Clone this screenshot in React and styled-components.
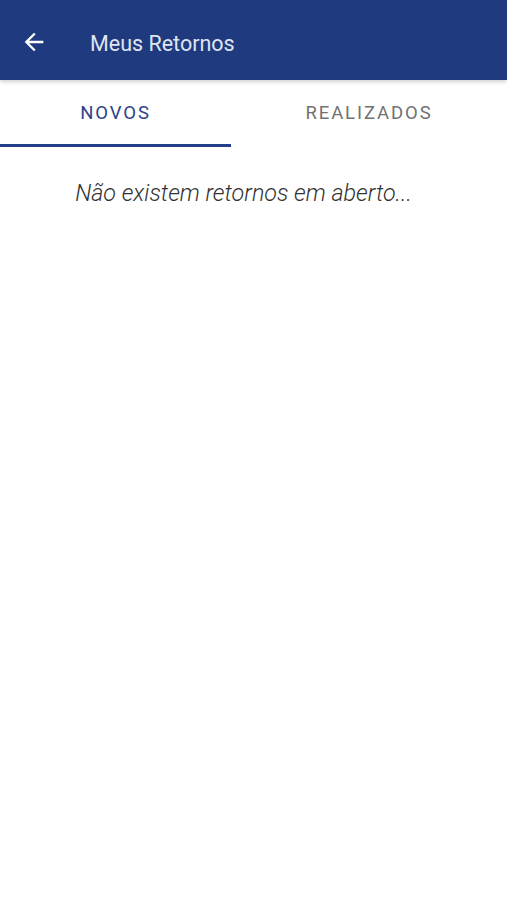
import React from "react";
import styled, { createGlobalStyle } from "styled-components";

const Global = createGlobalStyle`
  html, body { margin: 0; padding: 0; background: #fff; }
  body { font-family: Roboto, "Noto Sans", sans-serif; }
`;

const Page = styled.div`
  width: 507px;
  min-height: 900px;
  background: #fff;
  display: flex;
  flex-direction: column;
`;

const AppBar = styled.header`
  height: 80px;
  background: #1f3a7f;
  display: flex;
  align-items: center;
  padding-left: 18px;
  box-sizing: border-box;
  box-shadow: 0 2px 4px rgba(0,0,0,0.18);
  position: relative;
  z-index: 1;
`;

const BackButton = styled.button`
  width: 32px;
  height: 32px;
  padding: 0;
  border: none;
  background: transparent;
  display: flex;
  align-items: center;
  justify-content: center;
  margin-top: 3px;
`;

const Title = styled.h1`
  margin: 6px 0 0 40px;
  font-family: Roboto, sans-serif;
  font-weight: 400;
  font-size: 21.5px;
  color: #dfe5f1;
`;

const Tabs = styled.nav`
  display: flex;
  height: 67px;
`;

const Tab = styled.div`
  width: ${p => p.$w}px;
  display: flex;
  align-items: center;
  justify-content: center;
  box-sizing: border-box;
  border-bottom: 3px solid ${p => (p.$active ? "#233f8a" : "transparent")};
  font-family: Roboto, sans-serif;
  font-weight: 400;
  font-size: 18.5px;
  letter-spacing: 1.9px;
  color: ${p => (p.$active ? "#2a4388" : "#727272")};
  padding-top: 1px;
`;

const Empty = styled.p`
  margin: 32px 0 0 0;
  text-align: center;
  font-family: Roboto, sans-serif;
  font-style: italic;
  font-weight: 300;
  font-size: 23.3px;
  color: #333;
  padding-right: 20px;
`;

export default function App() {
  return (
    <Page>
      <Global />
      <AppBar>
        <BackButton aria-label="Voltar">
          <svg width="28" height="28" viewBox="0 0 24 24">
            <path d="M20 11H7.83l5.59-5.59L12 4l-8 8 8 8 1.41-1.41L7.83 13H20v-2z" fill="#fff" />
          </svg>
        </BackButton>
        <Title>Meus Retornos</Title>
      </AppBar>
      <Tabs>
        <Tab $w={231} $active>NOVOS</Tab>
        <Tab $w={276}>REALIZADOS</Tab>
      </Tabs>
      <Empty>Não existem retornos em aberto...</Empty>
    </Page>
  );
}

———

| Task requirements |
State the number of lines that contain the string "components", with no other words.

| Output for this task |
2